Ah, it's good to be back and see familiar names.
I have been developing programs using GCN at the assembly level including frequent use of the gds memory.
I use a basic, but not so simple method that others here have used in the past.
1. develop an assembler/compiler tool to generate the desired GCN binary.
2. Use OpenCL to compile a simple shell program that uses the same or similar buffers/resources.
3. Open and unwrap the OpenCL elf binary file and replace the executable code with mine.
(this requires some fixups to make the new and old binary environments compatible)
4. Allow OpenCL to run the program.
This has been working fine for about a year using a 3X 7970 Tahiti system.
Then I blew one of the Tahiti cards and replaced it with a Hawaii R9 290X.
I have now updated all drivers and Opencl successfully and all runs as before,
The Hawaii 290X card cannot read the gds memory.
This seems odd because the 7970s and 290X are running identical code side by side in parallel.
The 7970s can read/write gds as before.
I have searched extensively for differences between the two OpenCL programs and see nothing obvious.

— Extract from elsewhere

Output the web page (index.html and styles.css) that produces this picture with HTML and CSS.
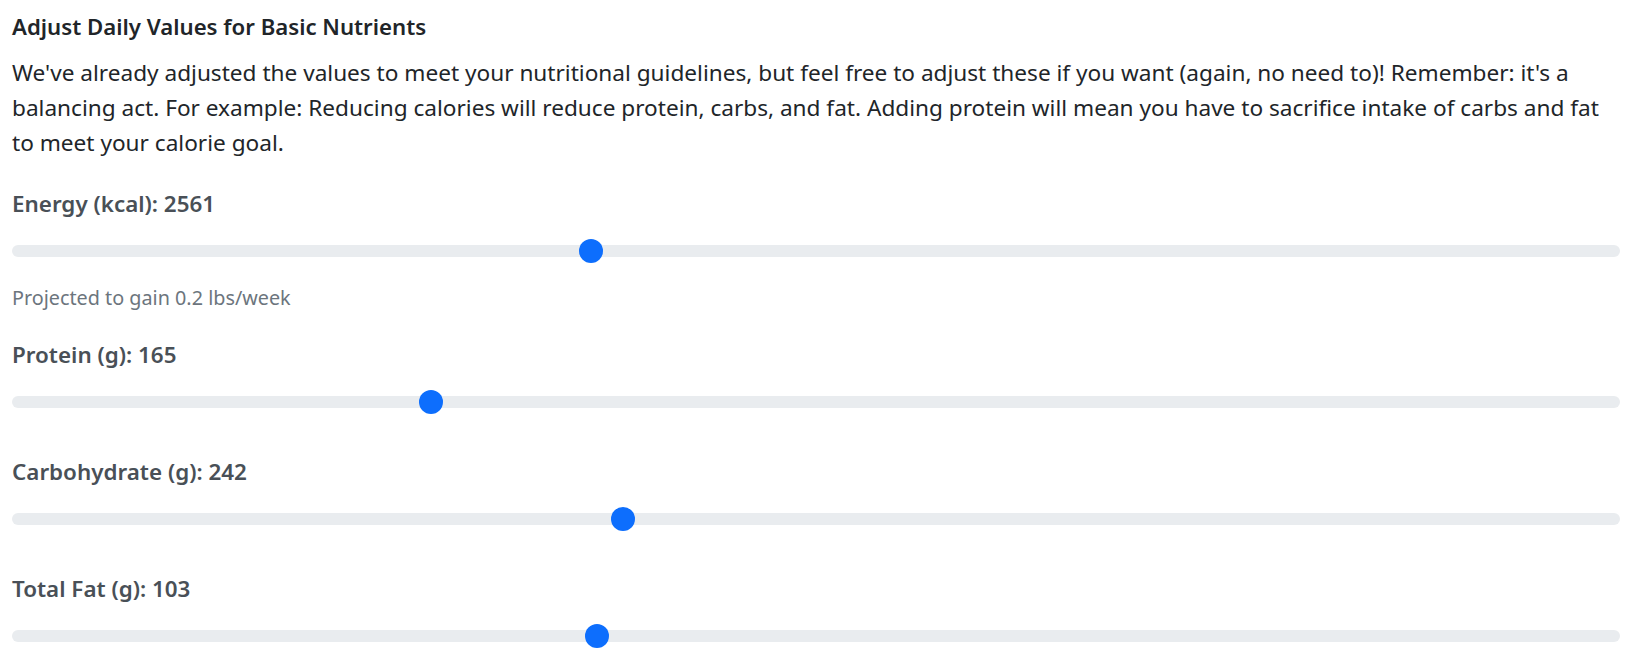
FILE: index.html
```html
<!DOCTYPE html>
<html lang="en">
<head>
<meta charset="utf-8">
<title>Adjust Daily Values for Basic Nutrients</title>
<link rel="stylesheet" href="styles.css">
</head>
<body>
<main class="panel">
  <h5 class="title">Adjust Daily Values for Basic Nutrients</h5>
  <p class="intro">We've already adjusted the values to meet your nutritional guidelines, but feel free to adjust these if you want (again, no need to)! Remember: it's a balancing act. For example: Reducing calories will reduce protein, carbs, and fat. Adding protein will mean you have to sacrifice intake of carbs and fat to meet your calorie goal.</p>

  <div class="field field--first">
    <label class="field-label" for="energy">Energy (kcal): 2561</label>
    <input class="range" id="energy" type="range" min="0" max="1000" value="358">
    <small class="hint">Projected to gain 0.2 lbs/week</small>
  </div>

  <div class="field field--after-hint">
    <label class="field-label" for="protein">Protein (g): 165</label>
    <input class="range" id="protein" type="range" min="0" max="1000" value="257">
  </div>

  <div class="field">
    <label class="field-label" for="carbs">Carbohydrate (g): 242</label>
    <input class="range" id="carbs" type="range" min="0" max="1000" value="378">
  </div>

  <div class="field">
    <label class="field-label" for="fat">Total Fat (g): 103</label>
    <input class="range" id="fat" type="range" min="0" max="1000" value="362">
  </div>
</main>
</body>
</html>
```

FILE: styles.css
```css
* { box-sizing: border-box; }

html, body {
  margin: 0;
  padding: 0;
  background: #ffffff;
}

body {
  font-family: "Noto Sans", "Open Sans", sans-serif;
  color: #212529;
}

.panel {
  display: flex;
  flex-direction: column;
  padding: 0 18px 0 12px;
}

.title {
  margin: 12px 0 0;
  font-size: 22.2px;
  line-height: 30px;
  font-weight: 600;
  color: #212529;
}

.intro {
  max-width: 1596px;
  margin: 13px 0 0;
  font-size: 22.62px;
  line-height: 35px;
  color: #212529;
}

.field {
  display: flex;
  flex-direction: column;
  margin-top: 43px;
}

.field--first {
  margin-top: 29px;
}

.field--after-hint {
  margin-top: 29px;
}

.field-label {
  display: block;
  font-size: 22.4px;
  line-height: 30px;
  font-weight: 600;
  color: #495057;
}

.range {
  -webkit-appearance: none;
  appearance: none;
  display: block;
  width: 100%;
  height: 24px;
  margin: 20px 0 0;
  padding: 0;
  background: transparent;
}

.range::-webkit-slider-runnable-track {
  height: 12px;
  border-radius: 6px;
  background: #e9ecef;
}

.range::-webkit-slider-thumb {
  -webkit-appearance: none;
  appearance: none;
  width: 24px;
  height: 24px;
  margin-top: -6px;
  border: 0;
  border-radius: 50%;
  background: #0d6efd;
}

.hint {
  display: block;
  margin-top: 22px;
  font-size: 19.8px;
  line-height: 26px;
  color: #6c757d;
}
```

OpenCL is generating 3 binaries for Tahiti, Tahiti, and Hawaii (called Hawks in the binary file)
I am careful to make sure the OpenCL shell program for Hawaii goes to the R9 290X card.
The only thing I can think of is that GCN 1.1 requires a hardware setting to activate the gds that was not in GCN 1.0
Any clues about how Hawaii is different from Tahiti would be greatly appreciated.
Pointers to any relevant documentation would be wonderful.
If anyone is interested in our work, please see http://www.gene.neuralcortex.com/
We are developing ultra fast DNA processing for genetics and achieve about a 100X speedup
over other tools even ones using nvidia gpus.
Our claim is this speedup is from AMD GCN! (If only I can get gds working again )
Some previous threads on gds memory for reference.
Wow! What a great project you are doing!
I'm just guessing, but have you tried the M0 register? Maybe an the new chip expects an offset/size pair in it.
Yes, I was able to get it to function by setting a low value in m0, it must be less than equal to 0x1000 (bytes).
And, the amount of gds memory used must be less than or equal the same value.
So, you must be right that Hawaii needs a setting that was not used (or was preset in Tahiti) but so far I cannot find it.
Will post more if I do.
Cool. May I ask what you are using GDS for ? Also, it would be great if AMD provided an OpenCL extension
to access GDS. Also, what is the speed and latency of the memory ?
I am developing a Zcash miner:
I want to use GDS to store thousands of frequently accessed global counters.
GDS is supposed to be an order of magnitude faster than global memory, and it should give the miner a huge boost in performance.
You are supposed to use atomic operations to access GDS.
If engineers at AMD are reading my posts at all, I would really appreciate if you could provide more information about how to access GDS both on Windows and Linux. (I don't mind using the GCN assembly.) I am working on an open-source project, and that piece of information is crucial in achieving the same level of performance as closed-source counterparts.